JOB
Reproduce the listing below exactly. Pictures do not belong in the copy.

DATA SECTION
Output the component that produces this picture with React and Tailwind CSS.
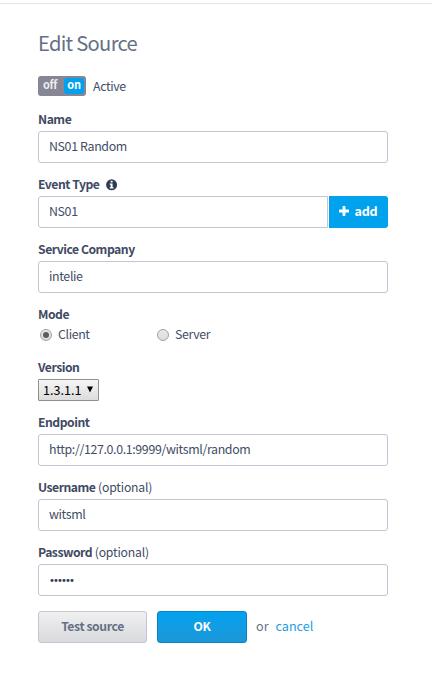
import { clsx } from "clsx";

function InfoIcon() {
  return (
    <svg className="ml-[7px]" width="12" height="12" viewBox="0 0 12 12">
      <circle cx="5.6" cy="5.8" r="5.5" fill="#2f3a55" />
      <path d="M4.6 1.8H6.6V3.5H4.6ZM3.7 4.6H6.6V8.2H7.5V9.5H3.7V8.2H4.6V5.8H3.7Z" fill="#fff" />
    </svg>
  );
}

function Label({ children, note, info }) {
  return (
    <div className="flex h-[23px] items-center text-[12.2px] font-bold tracking-[-0.48px] whitespace-pre text-[#3f4a63]">
      <span>{children}</span>
      {note && <span className="font-normal tracking-[-0.18px]"> {note}</span>}
      {info && <InfoIcon />}
    </div>
  );
}

function TextField({ value, attached, masked }) {
  return (
    <div
      className={clsx(
        "flex h-8 items-center border border-[#c4c4d2] bg-white px-2.5 pb-0.5 text-[12.4px] tracking-[-0.36px] text-[#434e66]",
        attached ? "w-[290px] rounded-l-[3px]" : "w-full rounded-[3px]",
      )}
    >
      {masked ? (
        <span className="pt-[3px] font-['DejaVu_Sans',sans-serif] text-[10px] tracking-[-1.9px] text-[#2f3a55]">{value}</span>
      ) : (
        value
      )}
    </div>
  );
}

function Field({ label, note, value, masked }) {
  return (
    <div className="mb-2.5">
      <Label note={note}>{label}</Label>
      <TextField value={value} masked={masked} />
    </div>
  );
}

function Radio({ checked, children }) {
  return (
    <div className="flex w-[117px] items-center pl-[2px] text-[12.4px] tracking-[-0.38px] text-[#434e66]">
      <span className="mr-[6px] flex size-3 items-center justify-center rounded-full border border-[#a2a2a2] bg-linear-to-b from-[#e9e9e9] to-[#dcdcdc]">
        {checked && <span className="size-1.5 rounded-full bg-[#5c5c5c]" />}
      </span>
      <span className="pb-0.5">{children}</span>
    </div>
  );
}

export default function App() {
  return (
    <div className="h-[674px] w-[432px] overflow-hidden bg-white pt-[3px] font-['Noto_Sans_CJK_SC',sans-serif] leading-none">
      <div className="border-t border-[#e6e6e6] pt-[27px] pl-[38px]">
        <div className="w-[350px]">
          <h1 className="flex h-[27px] items-center pb-[3px] text-[20.2px] tracking-[-0.72px] text-[#667085]">Edit Source</h1>
          <div className="mt-[18px] flex h-5 items-center">
            <div className="flex h-5 w-12 items-center rounded-[3px] bg-[#878695] p-[2px] text-[11px] font-bold text-white">
              <span className="flex h-4 flex-1 items-center justify-center pr-1 pb-[3px] tracking-[-0.3px] text-[#ececf0]">off</span>
              <span className="flex h-4 w-5 items-center justify-center rounded-[3px] bg-[#00a2ee] pb-[3px] tracking-[-0.2px]">on</span>
            </div>
            <span className="ml-[7px] text-[12.4px] tracking-[-0.4px] text-[#434e66]">Active</span>
          </div>
          <div className="mt-3">
            <Field label="Name" value="NS01 Random" />
            <div className="mb-2.5">
              <Label info>Event Type</Label>
              <div className="flex gap-px">
                <TextField value="NS01" attached />
                <button className="flex h-8 w-[59px] items-center justify-center gap-[5px] rounded-r-[3px] bg-[#00a2ee] pb-0.5 text-[12.6px] font-bold tracking-[-0.2px] text-white">
                  <svg width="10" height="10" viewBox="0 0 10 10">
                    <path d="M3.6 0.4Q3.6 0 4 0H6Q6.4 0 6.4 0.4V3.6H9.6Q10 3.6 10 4V6Q10 6.4 9.6 6.4H6.4V9.6Q6.4 10 6 10H4Q3.6 10 3.6 9.6V6.4H0.4Q0 6.4 0 6V4Q0 3.6 0.4 3.6H3.6Z" fill="#fff" />
                  </svg>
                  add
                </button>
              </div>
            </div>
            <Field label="Service Company" value="intelie" />
            <div>
              <Label>Mode</Label>
              <div className="flex h-[18px] items-center">
                <Radio checked>Client</Radio>
                <Radio>Server</Radio>
              </div>
            </div>
            <div className="mt-3 mb-2.5">
              <Label>Version</Label>
              <div className="flex h-[22px] w-[61px] items-center rounded-[1px] border border-[#8f8f8f] bg-linear-to-b from-[#f6f6f6] to-[#dcdcdc] pl-1 text-[12.6px] text-black">
                <span className="w-[38px]">1.3.1.1</span>
                <svg className="mb-px ml-[6px]" width="6" height="7" viewBox="0 0 6 7">
                  <path d="M0 0.5H6L3 6.5Z" fill="#000" />
                </svg>
              </div>
            </div>
            <Field label="Endpoint" value="http://127.0.0.1:9999/witsml/random" />
            <Field label="Username" note="(optional)" value="witsml" />
            <Field label="Password" note="(optional)" value="••••••" masked />
          </div>
          <div className="mt-[15px] flex h-8 items-center">
            <button className="h-8 w-[109px] rounded-[3px] border border-[#c4c4d2] bg-linear-to-b from-[#f0f0f1] to-[#d9dadd] pb-0.5 text-[12.2px] font-bold tracking-[-0.4px] text-[#667085]">
              Test source
            </button>
            <button className="ml-2.5 h-8 w-[90px] rounded-[3px] border border-[#0a85c2] bg-linear-to-b from-[#00a2ee] to-[#1b97d8] pb-0.5 text-[12.2px] font-bold tracking-[-0.3px] text-white">
              OK
            </button>
            <span className="ml-[9px] pb-px text-[12.6px] text-[#667085]">or</span>
            <a className="ml-[7px] pb-px text-[12.6px] text-[#1b9de2]">cancel</a>
          </div>
        </div>
      </div>
    </div>
  );
}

CORRECT RESULT
Output the component that produces this picture with React and Tailwind CSS.
import { clsx } from "clsx";

function InfoIcon() {
  return (
    <svg className="ml-[7px]" width="12" height="12" viewBox="0 0 12 12">
      <circle cx="5.6" cy="5.8" r="5.5" fill="#2f3a55" />
      <path d="M4.6 1.8H6.6V3.5H4.6ZM3.7 4.6H6.6V8.2H7.5V9.5H3.7V8.2H4.6V5.8H3.7Z" fill="#fff" />
    </svg>
  );
}

function Label({ children, note, info }) {
  return (
    <div className="flex h-[23px] items-center text-[12.2px] font-bold tracking-[-0.48px] whitespace-pre text-[#3f4a63]">
      <span>{children}</span>
      {note && <span className="font-normal tracking-[-0.18px]"> {note}</span>}
      {info && <InfoIcon />}
    </div>
  );
}

function TextField({ value, attached, masked }) {
  return (
    <div
      className={clsx(
        "flex h-8 items-center border border-[#c4c4d2] bg-white px-2.5 pb-0.5 text-[12.4px] tracking-[-0.36px] text-[#434e66]",
        attached ? "w-[290px] rounded-l-[3px]" : "w-full rounded-[3px]",
      )}
    >
      {masked ? (
        <span className="pt-[3px] font-['DejaVu_Sans',sans-serif] text-[10px] tracking-[-1.9px] text-[#2f3a55]">{value}</span>
      ) : (
        value
      )}
    </div>
  );
}

function Field({ label, note, value, masked }) {
  return (
    <div className="mb-2.5">
      <Label note={note}>{label}</Label>
      <TextField value={value} masked={masked} />
    </div>
  );
}

function Radio({ checked, children }) {
  return (
    <div className="flex w-[117px] items-center pl-[2px] text-[12.4px] tracking-[-0.38px] text-[#434e66]">
      <span className="mr-[6px] flex size-3 items-center justify-center rounded-full border border-[#a2a2a2] bg-linear-to-b from-[#e9e9e9] to-[#dcdcdc]">
        {checked && <span className="size-1.5 rounded-full bg-[#5c5c5c]" />}
      </span>
      <span className="pb-0.5">{children}</span>
    </div>
  );
}

export default function App() {
  return (
    <div className="h-[674px] w-[432px] overflow-hidden bg-white pt-[3px] font-['Noto_Sans_CJK_SC',sans-serif] leading-none">
      <div className="border-t border-[#e6e6e6] pt-[27px] pl-[38px]">
        <div className="w-[350px]">
          <h1 className="flex h-[27px] items-center pb-[3px] text-[20.2px] tracking-[-0.72px] text-[#667085]">Edit Source</h1>
          <div className="mt-[18px] flex h-5 items-center">
            <div className="flex h-5 w-12 items-center rounded-[3px] bg-[#878695] p-[2px] text-[11px] font-bold text-white">
              <span className="flex h-4 flex-1 items-center justify-center pr-1 pb-[3px] tracking-[-0.3px] text-[#ececf0]">off</span>
              <span className="flex h-4 w-5 items-center justify-center rounded-[3px] bg-[#00a2ee] pb-[3px] tracking-[-0.2px]">on</span>
            </div>
            <span className="ml-[7px] text-[12.4px] tracking-[-0.4px] text-[#434e66]">Active</span>
          </div>
          <div className="mt-3">
            <Field label="Name" value="NS01 Random" />
            <div className="mb-2.5">
              <Label info>Event Type</Label>
              <div className="flex gap-px">
                <TextField value="NS01" attached />
                <button className="flex h-8 w-[59px] items-center justify-center gap-[5px] rounded-r-[3px] bg-[#00a2ee] pb-0.5 text-[12.6px] font-bold tracking-[-0.2px] text-white">
                  <svg width="10" height="10" viewBox="0 0 10 10">
                    <path d="M3.6 0.4Q3.6 0 4 0H6Q6.4 0 6.4 0.4V3.6H9.6Q10 3.6 10 4V6Q10 6.4 9.6 6.4H6.4V9.6Q6.4 10 6 10H4Q3.6 10 3.6 9.6V6.4H0.4Q0 6.4 0 6V4Q0 3.6 0.4 3.6H3.6Z" fill="#fff" />
                  </svg>
                  add
                </button>
              </div>
            </div>
            <Field label="Service Company" value="intelie" />
            <div>
              <Label>Mode</Label>
              <div className="flex h-[18px] items-center">
                <Radio checked>Client</Radio>
                <Radio>Server</Radio>
              </div>
            </div>
            <div className="mt-3 mb-2.5">
              <Label>Version</Label>
              <div className="flex h-[22px] w-[61px] items-center rounded-[1px] border border-[#8f8f8f] bg-linear-to-b from-[#f6f6f6] to-[#dcdcdc] pl-1 text-[12.6px] text-black">
                <span className="w-[38px]">1.3.1.1</span>
                <svg className="mb-px ml-[6px]" width="6" height="7" viewBox="0 0 6 7">
                  <path d="M0 0.5H6L3 6.5Z" fill="#000" />
                </svg>
              </div>
            </div>
            <Field label="Endpoint" value="http://127.0.0.1:9999/witsml/random" />
            <Field label="Username" note="(optional)" value="witsml" />
            <Field label="Password" note="(optional)" value="••••••" masked />
          </div>
          <div className="mt-[15px] flex h-8 items-center">
            <button className="h-8 w-[109px] rounded-[3px] border border-[#c4c4d2] bg-linear-to-b from-[#f0f0f1] to-[#d9dadd] pb-0.5 text-[12.2px] font-bold tracking-[-0.4px] text-[#667085]">
              Test source
            </button>
            <button className="ml-2.5 h-8 w-[90px] rounded-[3px] border border-[#0a85c2] bg-linear-to-b from-[#00a2ee] to-[#1b97d8] pb-0.5 text-[12.2px] font-bold tracking-[-0.3px] text-white">
              OK
            </button>
            <span className="ml-[9px] pb-px text-[12.6px] text-[#667085]">or</span>
            <a className="ml-[7px] pb-px text-[12.6px] text-[#1b9de2]">cancel</a>
          </div>
        </div>
      </div>
    </div>
  );
}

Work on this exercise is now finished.